▶ [DATASET CONTENT]:

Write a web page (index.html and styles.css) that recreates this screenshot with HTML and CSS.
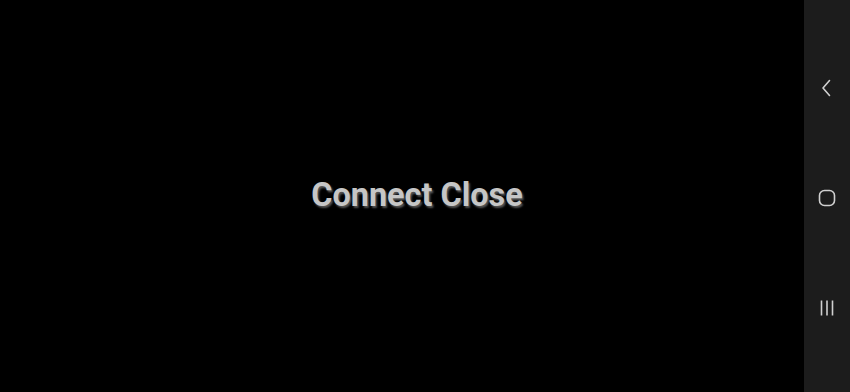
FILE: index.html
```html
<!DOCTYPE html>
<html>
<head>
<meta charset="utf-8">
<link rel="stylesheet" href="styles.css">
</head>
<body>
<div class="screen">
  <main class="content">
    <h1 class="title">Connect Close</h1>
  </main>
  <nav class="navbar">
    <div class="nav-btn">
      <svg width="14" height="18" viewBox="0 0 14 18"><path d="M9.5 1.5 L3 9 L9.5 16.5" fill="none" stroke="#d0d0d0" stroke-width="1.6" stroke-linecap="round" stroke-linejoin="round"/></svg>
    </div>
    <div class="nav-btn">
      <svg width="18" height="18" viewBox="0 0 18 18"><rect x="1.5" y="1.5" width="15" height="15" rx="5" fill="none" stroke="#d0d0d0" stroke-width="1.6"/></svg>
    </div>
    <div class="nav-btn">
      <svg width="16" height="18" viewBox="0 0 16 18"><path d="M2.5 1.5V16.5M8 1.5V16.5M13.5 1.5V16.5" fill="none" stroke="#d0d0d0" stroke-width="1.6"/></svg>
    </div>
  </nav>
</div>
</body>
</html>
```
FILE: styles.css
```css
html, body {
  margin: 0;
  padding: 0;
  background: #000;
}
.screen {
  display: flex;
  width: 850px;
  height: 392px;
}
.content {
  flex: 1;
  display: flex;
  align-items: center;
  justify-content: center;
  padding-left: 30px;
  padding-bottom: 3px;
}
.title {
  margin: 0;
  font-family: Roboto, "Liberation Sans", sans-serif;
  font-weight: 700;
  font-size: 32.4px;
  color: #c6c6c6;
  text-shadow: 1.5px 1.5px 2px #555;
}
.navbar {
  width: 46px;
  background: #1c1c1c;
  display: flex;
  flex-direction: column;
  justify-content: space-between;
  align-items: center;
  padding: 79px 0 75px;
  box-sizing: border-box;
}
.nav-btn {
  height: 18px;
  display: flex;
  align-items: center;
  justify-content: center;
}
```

▶ [TASK TO COMPLETE]: Repeat the material verbatim. Do not carry over any picture.

▶ [ANSWER BELOW]:
Write a web page (index.html and styles.css) that recreates this screenshot with HTML and CSS.
FILE: index.html
```html
<!DOCTYPE html>
<html>
<head>
<meta charset="utf-8">
<link rel="stylesheet" href="styles.css">
</head>
<body>
<div class="screen">
  <main class="content">
    <h1 class="title">Connect Close</h1>
  </main>
  <nav class="navbar">
    <div class="nav-btn">
      <svg width="14" height="18" viewBox="0 0 14 18"><path d="M9.5 1.5 L3 9 L9.5 16.5" fill="none" stroke="#d0d0d0" stroke-width="1.6" stroke-linecap="round" stroke-linejoin="round"/></svg>
    </div>
    <div class="nav-btn">
      <svg width="18" height="18" viewBox="0 0 18 18"><rect x="1.5" y="1.5" width="15" height="15" rx="5" fill="none" stroke="#d0d0d0" stroke-width="1.6"/></svg>
    </div>
    <div class="nav-btn">
      <svg width="16" height="18" viewBox="0 0 16 18"><path d="M2.5 1.5V16.5M8 1.5V16.5M13.5 1.5V16.5" fill="none" stroke="#d0d0d0" stroke-width="1.6"/></svg>
    </div>
  </nav>
</div>
</body>
</html>
```
FILE: styles.css
```css
html, body {
  margin: 0;
  padding: 0;
  background: #000;
}
.screen {
  display: flex;
  width: 850px;
  height: 392px;
}
.content {
  flex: 1;
  display: flex;
  align-items: center;
  justify-content: center;
  padding-left: 30px;
  padding-bottom: 3px;
}
.title {
  margin: 0;
  font-family: Roboto, "Liberation Sans", sans-serif;
  font-weight: 700;
  font-size: 32.4px;
  color: #c6c6c6;
  text-shadow: 1.5px 1.5px 2px #555;
}
.navbar {
  width: 46px;
  background: #1c1c1c;
  display: flex;
  flex-direction: column;
  justify-content: space-between;
  align-items: center;
  padding: 79px 0 75px;
  box-sizing: border-box;
}
.nav-btn {
  height: 18px;
  display: flex;
  align-items: center;
  justify-content: center;
}
```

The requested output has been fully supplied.